On the mouth, a tapestry woven from slippery elm and hemp, interwoven with platinum threads. A perfectly ripe cantaloupe sectioned into a copper bowl, liberally aerated by the breath of non-martyred saints. It’s a tesseract mosaic embedded in five dimensions, whose axes are sherry, bourbon, the tears of women crying at Avatar, Lite-Brite™, and sherry. (Yes, there’s a Euclidean sherry hyperplane fruitlessly—no pun intended—endeavoring to bisect 5-space.)

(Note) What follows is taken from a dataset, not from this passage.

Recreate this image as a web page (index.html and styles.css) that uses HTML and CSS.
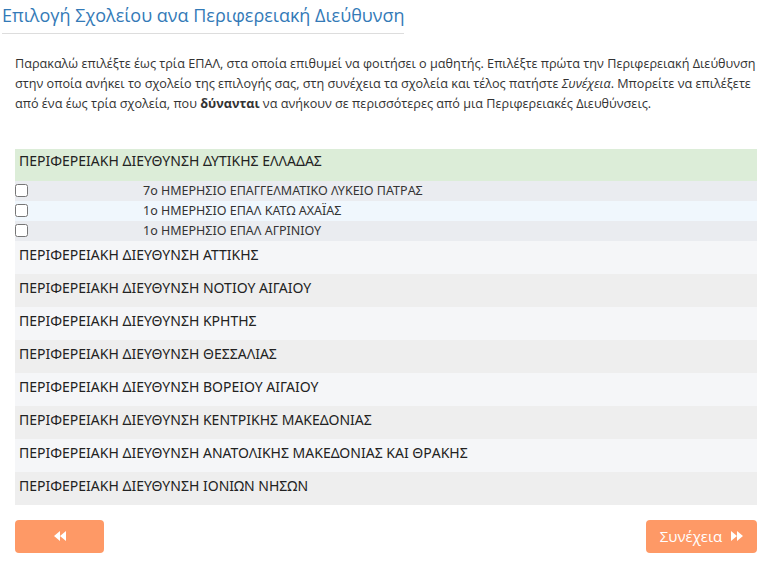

Going down the rabbit’s hole: Baked apples with cinnamon, kirschwasser Molotov cocktail, and the feeling of burgeoning cavities suddenly receding to the sound of the cavalry’s retreat. The ambition to become a fully actualized human sheds all shreds of pretension, and my chakras blossom like little girls squealing with delight as Miley Ray Cyrus walks among them.
Rating:
The Highland Park 21 is yelling Blackjack!–There’s the mounting excitement when first you’re dealt an ace, and then when royalty follows, you shout “Blackjack!” (hopefully not like a n00b) before coolly and calmly collecting your tumbled towers of tokens into your Prada man bag preparatory to cashing out.